Posted: Thu Oct 21, 2010 3:09 am
by icarus
rjaypeters (from previous page):
Since this concept has six magnetic elements, is it the closest to the current wiffleball prototypes?
I would say no. In this current 'zoo' of configurations the closest would be a set of six 'square' coils, with rounded corners, and bowed sides that lie on the surface of a sphere.

Basically, map a cube onto a sphere and the edges of that figure form the line cusps. The coils' sides run parallel to these edges and tangent to the sphere, with some small space between them to allow for recirculation, and rounded corners for a smooth mag-field.

Here's a basic pic of a cube mapped onto a sphere,

viewtopic.php?t=650&postdays=0&postorder=asc&start=30

(scroll down to the big beach-ball image.)

Posted: Thu Oct 21, 2010 4:18 pm
by rjaypeters
imaginatium,
Here is a Tombo spherical:

EDIT: This is a "false" Tombo spherical. Later, I will complete a correct Tombo spherical.

Image Image Image

Including simplicity, the thing I like about this concept is one could use the repulsive forces to distort the magrid into the ideal shape for confinement (and other purposes) and possibly minimize or eliminate other support structures.

Posted: Thu Oct 21, 2010 4:21 pm
by rjaypeters
Icarus,
A "zoo", is it?

I'll model the spherized square ring magrid later. Thanks.

Posted: Thu Oct 21, 2010 6:25 pm
by rjaypeters
Six square spherized rings:

Image Image Image

Posted: Thu Oct 21, 2010 7:58 pm
by KitemanSA
Pretty!

Will need nubs or lots of legs. Looks like tombo's but in color and without the "real triangle magnet" cross pieces.

This, without the bowed sides, is what Dr. B. called WB7.

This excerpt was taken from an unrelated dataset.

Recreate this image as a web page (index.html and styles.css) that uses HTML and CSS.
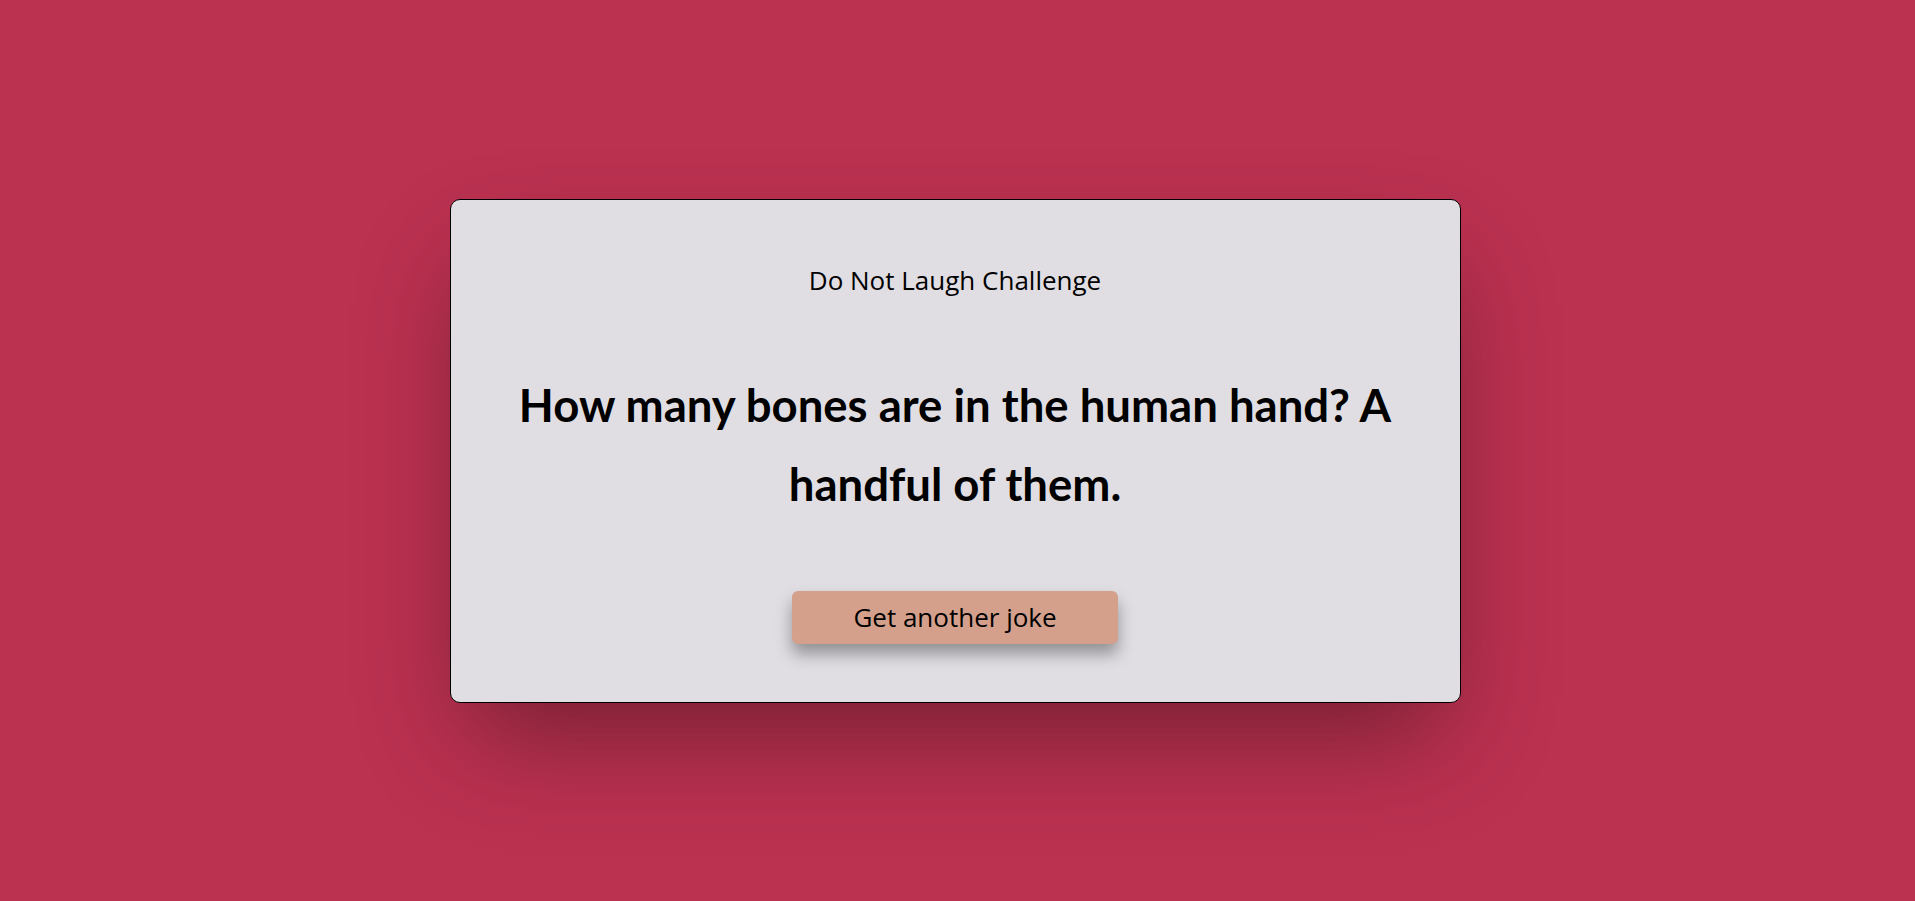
FILE: index.html
```html
<!DOCTYPE html>
<html lang="en">
<head>
<meta charset="UTF-8">
<title>Do Not Laugh Challenge</title>
<link rel="stylesheet" href="styles.css">
</head>
<body>
  <main class="card">
    <h3 class="title">Do Not Laugh Challenge</h3>
    <p class="joke">How many bones are in the human hand? A handful of them.</p>
    <button class="btn">Get another joke</button>
  </main>
</body>
</html>
```
FILE: styles.css
```css
* { box-sizing: border-box; }
html, body { height: 100%; }
body {
  margin: 0;
  padding-right: 5px;
  background: #bb3150;
  display: flex;
  align-items: center;
  justify-content: center;
  font-family: "Open Sans", "Noto Sans", sans-serif;
  color: #000;
  overflow: hidden;
}
.card {
  width: 1011px;
  height: 504px;
  background: #e0dee3;
  border: 1px solid #000;
  border-radius: 10px;
  box-shadow: 0 50px 100px -20px rgba(0, 0, 0, 0.38);
  display: flex;
  flex-direction: column;
  align-items: center;
  text-align: center;
  padding: 65px 40px 0;
}
.title {
  margin: 0;
  font-size: 26px;
  font-weight: 400;
  line-height: 30px;
}
.joke {
  margin: 70px 0 0;
  font-family: "Lato", "Open Sans", sans-serif;
  font-weight: 700;
  font-size: 45.5px;
  line-height: 79px;
}
.btn {
  margin-top: 68px;
  width: 326px;
  height: 53px;
  padding: 2px 0 3px;
  border: 0;
  border-radius: 6px;
  background: #d4a08c;
  color: #000;
  font-family: "Open Sans", "Noto Sans", sans-serif;
  font-size: 26px;
  line-height: 48px;
  box-shadow: 0 10px 16px rgba(0, 0, 0, 0.35);
  cursor: pointer;
}
```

Posted: Thu Oct 21, 2010 8:01 pm
by WizWom
rjaypeters wrote:imaginatium,
Here is a Tombo spherical:

Including simplicity, the thing I like about this concept is one could use the repulsive forces to distort the magrid into the ideal shape for confinement (and other purposes) and possibly minimize or eliminate other support structures.
Your moment arms for the magnetic reactant force are huge. You'd have shear forces on the supports that would be VERY hard to manage.